Chiunque si consideri una persona leale ha appurato come questa virtù, eticamente ineccepibile, abbia come effetto un pregevole senso assoluto di autorevolezza e merito, ai propri occhi, difficilmente opinabile. Ma tale attitudine può essere considerata onorevole se utilizzata come attenuante per commettere qualcosa di mostruoso?

Questo è il quesito alla base di Autobiography, opera prima del regista indonesiano Makbul Mubarak, passato nella sezione Orizzonti di Venezia 79 e ora in concorso alla ventiseiesima edizione di Tertio Millennio Film Fest.
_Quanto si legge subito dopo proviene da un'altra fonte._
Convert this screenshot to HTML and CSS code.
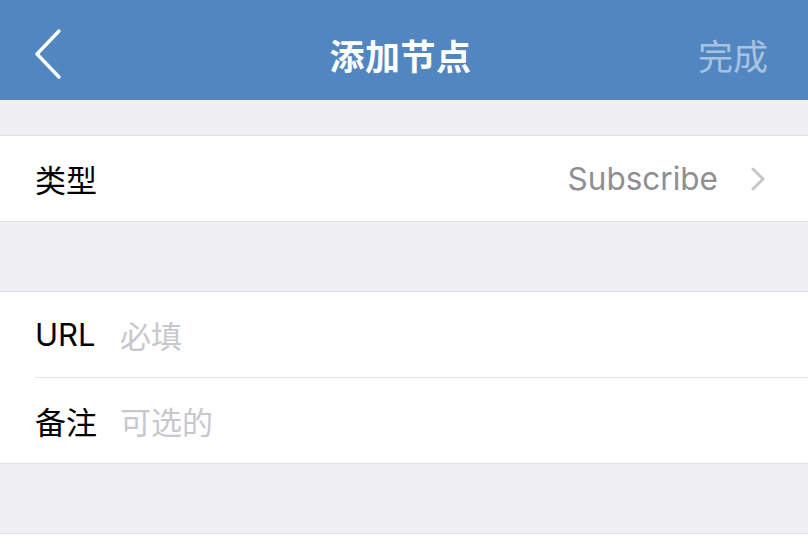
FILE: index.html
```html
<!DOCTYPE html>
<html lang="zh">
<head>
<meta charset="utf-8">
<link rel="stylesheet" href="styles.css">
</head>
<body>
<header class="nav">
  <div class="nav-left">
    <svg class="back" width="30" height="52" viewBox="0 0 30 52"><path d="M26 3 L4 26 L26 49" fill="none" stroke="#fff" stroke-width="3.4" stroke-linecap="round" stroke-linejoin="round"/></svg>
  </div>
  <div class="nav-title">添加节点</div>
  <div class="nav-right">完成</div>
</header>
<div class="gap g1"></div>
<section class="group">
  <div class="row">
    <span class="label">类型</span>
    <span class="value">Subscribe</span>
    <svg class="chev" width="16" height="26" viewBox="0 0 16 26"><path d="M3 3 L13 13 L3 23" fill="none" stroke="#C7C7CC" stroke-width="3" stroke-linecap="round" stroke-linejoin="round"/></svg>
  </div>
</section>
<div class="gap g2"></div>
<section class="group">
  <div class="row field">
    <span class="label fixed">URL</span>
    <span class="placeholder">必填</span>
  </div>
  <div class="row field">
    <span class="label fixed">备注</span>
    <span class="placeholder">可选的</span>
  </div>
</section>
<div class="gap g3"></div>
<section class="group tail"></section>
</body>
</html>
```
FILE: styles.css
```css
html, body {
  margin: 0;
  padding: 0;
  background: #F0EFF4;
  font-family: Inter, "Noto Sans CJK SC", sans-serif;
  width: 808px;
  height: 548px;
  overflow: hidden;
}
.nav {
  height: 100px;
  background: #5286C0;
  display: flex;
  align-items: center;
  justify-content: space-between;
  padding: 8px 40px 0 33px;
  box-sizing: border-box;
}
.nav-left {
  width: 120px;
  display: flex;
  align-items: center;
}
.back { display: block; margin-top: 0; }
.nav-title {
  color: #fff;
  font-weight: 600;
  font-size: 35px;
  font-family: "Noto Sans CJK SC", sans-serif;
  letter-spacing: 0.5px;
}
.nav-right {
  width: 120px;
  text-align: right;
  color: #A9C2E0;
  font-size: 35px;
  font-family: "Noto Sans CJK SC", sans-serif;
}
.gap.g1 { height: 35px; }
.gap.g2 { height: 69px; }
.gap.g3 { height: 69px; }
.group {
  background: #fff;
  border-top: 1px solid #E0E0E5;
  border-bottom: 1px solid #E0E0E5;
}
.group.tail { height: 20px; border-bottom: none; }
.row {
  height: 85px;
  display: flex;
  align-items: center;
  padding: 0 42px 0 35px;
  font-size: 31px;
  color: #000;
}
.field + .field {
  border-top: 1px solid #E3E3E7;
  margin-left: 35px;
  padding-left: 0;
}
.label { flex: none; }
.label.fixed { width: 85px; }
.value {
  margin-left: auto;
  color: #8E8E93;
  margin-right: 32px;
  font-size: 31.5px;
}
.chev { display: block; }
.placeholder { color: #C7C7CD; }
```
Il giovane Rakib, con il padre detenuto in carcere e un fratello emigrato all’estero per lavoro, è l’unico custode di una villa disabitata di proprietà di Purna, ex generale in pensione tornato a casa per la campagna per essere eletto sindaco. Da generazioni i discendenti del ragazzo prestano servizio alla famiglia di Purna, instaurando con quest’ultima un legame di totale devozione. Rakib non fa eccezione ed instaurerà con l’uomo un rapporto assimilabile a quello tra mentore e allievo, sino a trasformarsi in qualcosa di più intimo e complesso. Diventando fidato assistente, novizio braccio destro ed autista, condividerà il tempo con Purna, carpendone le luci e le molte ombre.

Quando un manifesto elettorale verrà deturpato Rakib, senza pensarci, rintraccerà il colpevole dando il via a un crescendo di ingiustificata violenza. Ed è nella relazione ambivalente tra i due che la narrazione si snoda facendo intersecare diverse linee argomentative: la rappresentazione delle dinamiche più oscure della sottomissione al potente ed indagine personale del regista. Autobiography, il cui titolo evoca il genere di riferimento, è infatti il frutto della ricognizione dei ricordi privarti dell’infanzia di Mubarak, trascorsa durante il colpo di coda della sanguinosa dittatura militare abbattutasi per più di trent’anni in Indonesia e vissuta osservando l’operare dello scrupoloso padre funzionario di stato per Suharto, fautore di uno spaventoso genocidio.

La figura dell’ambiguo “candidato” simboleggia perfettamente il vecchio distopico regime. Dal passato bellico, narcisisticamente evidenziato dall’enorme ritratto in divisa che domina la camera da letto, Purna mette in azione un subdolo gioco tra vittima e carnefice dove l’abuso emotivo e di potere divengono predominanti. Lo considera e soprannomina “figlio”, lo coinvolge nelle sue attività lavorative e non, cercando di insinuarsi nella mente del giovane abbandonato, ingenuo e con un esempio paterno inadeguato ed assente.

Rakib, inizialmente affascinato dal prestigio emanato dall’uomo, vive assopito in un mondo di gratitudine e riconoscenza, estremizzando il concetto di lealtà in cieca obbedienza. Fino a quando la brutalità di Purna non emergerà con prepotenza e inquietante freddezza: “Passami il caricabatterie”, chiede con indifferenza dopo aver compiuto un insano gesto.

Una spietatezza evocatrice del trauma storico collettivo tutt'ora irrisolto, ma anche appiglio per comprendere la contemporaneità ancora contaminata da retaggi di un’autorità malata mascherata da finta spinta verso il progresso. Tramite immagine sfocate, poco nitide e con l’assenza di totali di ampio respiro, Mubarack racconta una rivalsa sociale costruendo il senso di straniamento che precede l’attimo in cui anche chi è “spaventosamente normale” può diventare ferocemente malvagio.